[Instructions to follow] Work out the number of lines containing "index". Answer with nothing but that number.

[Dataset section]
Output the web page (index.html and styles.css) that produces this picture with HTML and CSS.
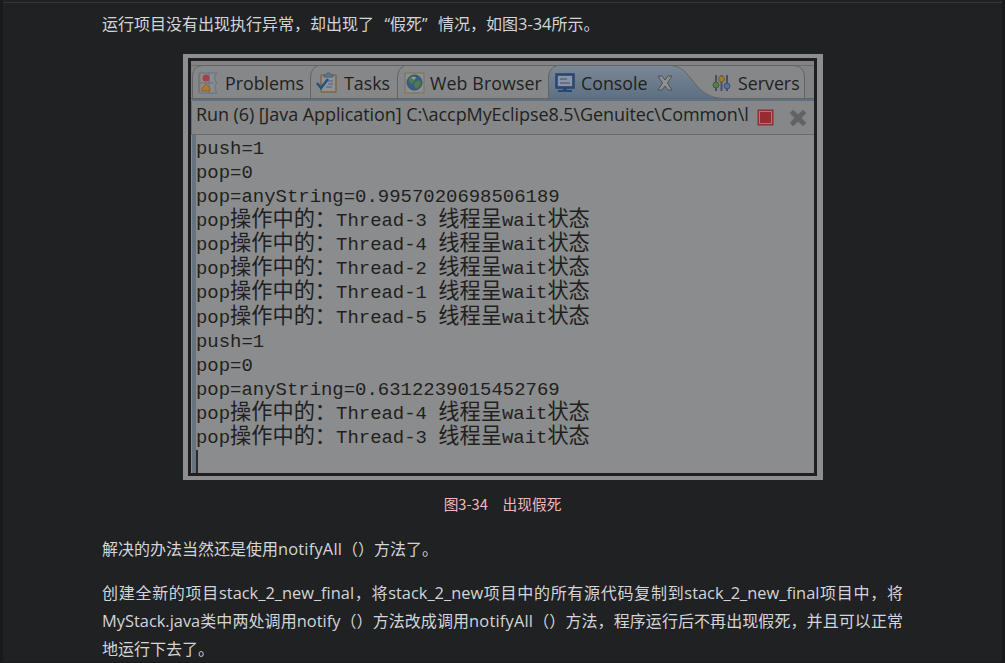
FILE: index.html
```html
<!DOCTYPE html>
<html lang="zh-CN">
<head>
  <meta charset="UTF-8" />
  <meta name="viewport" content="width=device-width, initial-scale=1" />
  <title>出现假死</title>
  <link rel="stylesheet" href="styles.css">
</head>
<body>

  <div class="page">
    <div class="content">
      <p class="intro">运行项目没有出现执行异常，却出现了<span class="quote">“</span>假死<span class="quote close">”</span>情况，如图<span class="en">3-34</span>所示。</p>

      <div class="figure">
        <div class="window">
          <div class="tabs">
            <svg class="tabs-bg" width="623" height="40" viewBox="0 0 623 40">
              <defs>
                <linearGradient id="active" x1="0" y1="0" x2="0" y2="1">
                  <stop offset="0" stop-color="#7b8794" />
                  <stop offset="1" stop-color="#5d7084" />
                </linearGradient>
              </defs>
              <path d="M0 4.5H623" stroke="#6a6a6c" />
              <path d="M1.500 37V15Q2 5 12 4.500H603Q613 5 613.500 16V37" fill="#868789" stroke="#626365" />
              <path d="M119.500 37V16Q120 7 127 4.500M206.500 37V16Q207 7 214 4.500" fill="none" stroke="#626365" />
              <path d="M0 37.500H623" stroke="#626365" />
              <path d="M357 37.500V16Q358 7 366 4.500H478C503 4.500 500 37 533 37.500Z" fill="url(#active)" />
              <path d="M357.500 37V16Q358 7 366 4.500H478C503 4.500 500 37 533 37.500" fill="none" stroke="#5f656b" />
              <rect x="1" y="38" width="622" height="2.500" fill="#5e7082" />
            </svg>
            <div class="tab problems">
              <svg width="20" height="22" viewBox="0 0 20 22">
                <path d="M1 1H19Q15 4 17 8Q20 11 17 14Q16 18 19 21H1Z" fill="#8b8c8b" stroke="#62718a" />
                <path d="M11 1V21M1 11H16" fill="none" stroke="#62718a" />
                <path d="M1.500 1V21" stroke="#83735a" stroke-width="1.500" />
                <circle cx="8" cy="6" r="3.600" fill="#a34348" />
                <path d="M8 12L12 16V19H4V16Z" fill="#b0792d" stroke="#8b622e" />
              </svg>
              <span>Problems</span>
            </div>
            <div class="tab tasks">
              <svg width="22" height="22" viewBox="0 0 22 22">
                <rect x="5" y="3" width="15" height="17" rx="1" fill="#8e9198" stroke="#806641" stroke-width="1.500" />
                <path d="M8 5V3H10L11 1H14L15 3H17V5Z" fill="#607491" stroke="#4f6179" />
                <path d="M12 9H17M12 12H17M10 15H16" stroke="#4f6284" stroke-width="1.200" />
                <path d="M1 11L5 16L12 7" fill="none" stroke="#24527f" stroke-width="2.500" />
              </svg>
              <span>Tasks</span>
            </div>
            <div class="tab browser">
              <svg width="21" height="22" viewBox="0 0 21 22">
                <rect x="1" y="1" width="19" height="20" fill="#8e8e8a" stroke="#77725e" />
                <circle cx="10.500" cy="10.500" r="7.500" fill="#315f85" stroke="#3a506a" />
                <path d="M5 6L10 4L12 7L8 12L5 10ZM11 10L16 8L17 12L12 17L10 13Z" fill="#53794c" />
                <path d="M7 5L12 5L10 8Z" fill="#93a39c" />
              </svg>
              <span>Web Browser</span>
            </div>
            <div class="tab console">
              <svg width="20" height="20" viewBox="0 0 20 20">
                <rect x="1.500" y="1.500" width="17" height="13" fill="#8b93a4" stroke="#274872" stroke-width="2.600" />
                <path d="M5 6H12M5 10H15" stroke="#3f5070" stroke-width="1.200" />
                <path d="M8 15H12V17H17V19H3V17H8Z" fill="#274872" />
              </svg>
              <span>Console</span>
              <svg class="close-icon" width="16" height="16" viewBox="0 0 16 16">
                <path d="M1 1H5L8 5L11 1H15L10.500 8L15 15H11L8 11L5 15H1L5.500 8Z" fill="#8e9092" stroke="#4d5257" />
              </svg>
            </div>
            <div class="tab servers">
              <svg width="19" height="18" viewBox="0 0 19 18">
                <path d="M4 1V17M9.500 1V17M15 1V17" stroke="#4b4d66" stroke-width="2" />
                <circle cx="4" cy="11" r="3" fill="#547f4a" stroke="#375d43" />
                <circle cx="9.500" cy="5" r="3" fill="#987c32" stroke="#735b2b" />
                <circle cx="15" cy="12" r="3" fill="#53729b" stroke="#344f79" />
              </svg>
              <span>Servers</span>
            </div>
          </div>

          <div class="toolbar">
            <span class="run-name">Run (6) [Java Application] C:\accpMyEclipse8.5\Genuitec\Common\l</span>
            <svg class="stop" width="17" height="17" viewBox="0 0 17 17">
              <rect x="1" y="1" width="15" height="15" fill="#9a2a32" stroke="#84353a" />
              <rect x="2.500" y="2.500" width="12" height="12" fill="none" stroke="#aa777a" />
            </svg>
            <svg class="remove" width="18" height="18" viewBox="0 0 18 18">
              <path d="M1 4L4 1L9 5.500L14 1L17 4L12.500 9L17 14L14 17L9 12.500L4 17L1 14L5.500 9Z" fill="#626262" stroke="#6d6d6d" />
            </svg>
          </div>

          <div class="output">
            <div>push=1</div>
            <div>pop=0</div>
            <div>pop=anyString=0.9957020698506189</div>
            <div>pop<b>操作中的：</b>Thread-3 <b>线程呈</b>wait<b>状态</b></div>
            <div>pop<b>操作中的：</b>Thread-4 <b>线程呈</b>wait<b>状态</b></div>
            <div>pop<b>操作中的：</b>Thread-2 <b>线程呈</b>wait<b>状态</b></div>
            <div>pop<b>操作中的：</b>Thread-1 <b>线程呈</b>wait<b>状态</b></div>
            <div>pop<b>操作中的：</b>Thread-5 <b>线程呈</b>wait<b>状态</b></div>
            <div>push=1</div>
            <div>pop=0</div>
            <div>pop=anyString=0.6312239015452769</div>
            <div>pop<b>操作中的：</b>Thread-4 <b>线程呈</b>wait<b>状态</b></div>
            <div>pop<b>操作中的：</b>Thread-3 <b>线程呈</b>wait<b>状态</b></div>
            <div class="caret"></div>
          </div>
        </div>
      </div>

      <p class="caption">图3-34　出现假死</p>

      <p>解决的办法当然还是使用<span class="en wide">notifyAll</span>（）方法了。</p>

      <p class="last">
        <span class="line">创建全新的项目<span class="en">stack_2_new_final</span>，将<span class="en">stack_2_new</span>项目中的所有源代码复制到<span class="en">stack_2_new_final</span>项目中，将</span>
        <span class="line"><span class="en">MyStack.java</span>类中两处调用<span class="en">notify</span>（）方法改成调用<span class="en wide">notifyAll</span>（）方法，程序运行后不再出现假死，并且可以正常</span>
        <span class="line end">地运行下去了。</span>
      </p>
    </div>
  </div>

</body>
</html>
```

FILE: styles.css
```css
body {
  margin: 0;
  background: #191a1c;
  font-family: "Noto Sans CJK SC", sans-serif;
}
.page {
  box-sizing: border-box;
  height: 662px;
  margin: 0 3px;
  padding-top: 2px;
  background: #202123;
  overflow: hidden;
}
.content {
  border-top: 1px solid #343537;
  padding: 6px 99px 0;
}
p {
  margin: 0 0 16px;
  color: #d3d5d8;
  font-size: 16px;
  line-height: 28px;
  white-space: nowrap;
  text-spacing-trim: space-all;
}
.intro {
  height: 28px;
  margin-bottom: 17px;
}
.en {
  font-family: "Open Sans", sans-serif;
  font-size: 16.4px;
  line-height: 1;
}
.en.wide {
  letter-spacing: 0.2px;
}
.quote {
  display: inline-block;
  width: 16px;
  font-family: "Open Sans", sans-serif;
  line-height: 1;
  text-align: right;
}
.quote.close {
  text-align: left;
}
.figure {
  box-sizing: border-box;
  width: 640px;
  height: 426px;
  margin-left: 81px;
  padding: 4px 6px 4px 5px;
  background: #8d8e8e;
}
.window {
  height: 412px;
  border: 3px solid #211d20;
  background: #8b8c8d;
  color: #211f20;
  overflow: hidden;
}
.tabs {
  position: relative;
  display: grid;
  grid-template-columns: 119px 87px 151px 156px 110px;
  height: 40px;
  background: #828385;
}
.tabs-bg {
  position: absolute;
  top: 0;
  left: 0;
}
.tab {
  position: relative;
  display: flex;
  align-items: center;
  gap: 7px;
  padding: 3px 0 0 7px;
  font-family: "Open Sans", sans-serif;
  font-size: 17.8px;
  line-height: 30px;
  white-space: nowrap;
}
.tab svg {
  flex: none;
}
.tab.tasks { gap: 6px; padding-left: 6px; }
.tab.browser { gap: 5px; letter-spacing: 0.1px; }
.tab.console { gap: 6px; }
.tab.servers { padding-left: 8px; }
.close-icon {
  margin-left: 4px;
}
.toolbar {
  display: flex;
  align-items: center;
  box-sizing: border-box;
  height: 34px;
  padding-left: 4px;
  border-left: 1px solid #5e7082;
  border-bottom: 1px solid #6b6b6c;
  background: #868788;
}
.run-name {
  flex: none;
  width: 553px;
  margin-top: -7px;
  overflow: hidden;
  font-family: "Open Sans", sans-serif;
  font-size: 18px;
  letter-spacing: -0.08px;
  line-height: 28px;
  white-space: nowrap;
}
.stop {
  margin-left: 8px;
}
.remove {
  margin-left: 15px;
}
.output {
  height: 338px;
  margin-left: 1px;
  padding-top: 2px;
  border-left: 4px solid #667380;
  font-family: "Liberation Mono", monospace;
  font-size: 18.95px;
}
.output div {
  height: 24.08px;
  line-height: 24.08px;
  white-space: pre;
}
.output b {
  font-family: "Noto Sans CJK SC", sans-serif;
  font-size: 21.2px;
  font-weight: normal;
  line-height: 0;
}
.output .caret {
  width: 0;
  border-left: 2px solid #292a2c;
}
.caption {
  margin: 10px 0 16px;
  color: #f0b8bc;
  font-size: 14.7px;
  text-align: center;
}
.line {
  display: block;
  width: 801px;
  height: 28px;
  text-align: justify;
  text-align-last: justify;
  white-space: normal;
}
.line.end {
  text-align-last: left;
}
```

[Answer in full] 2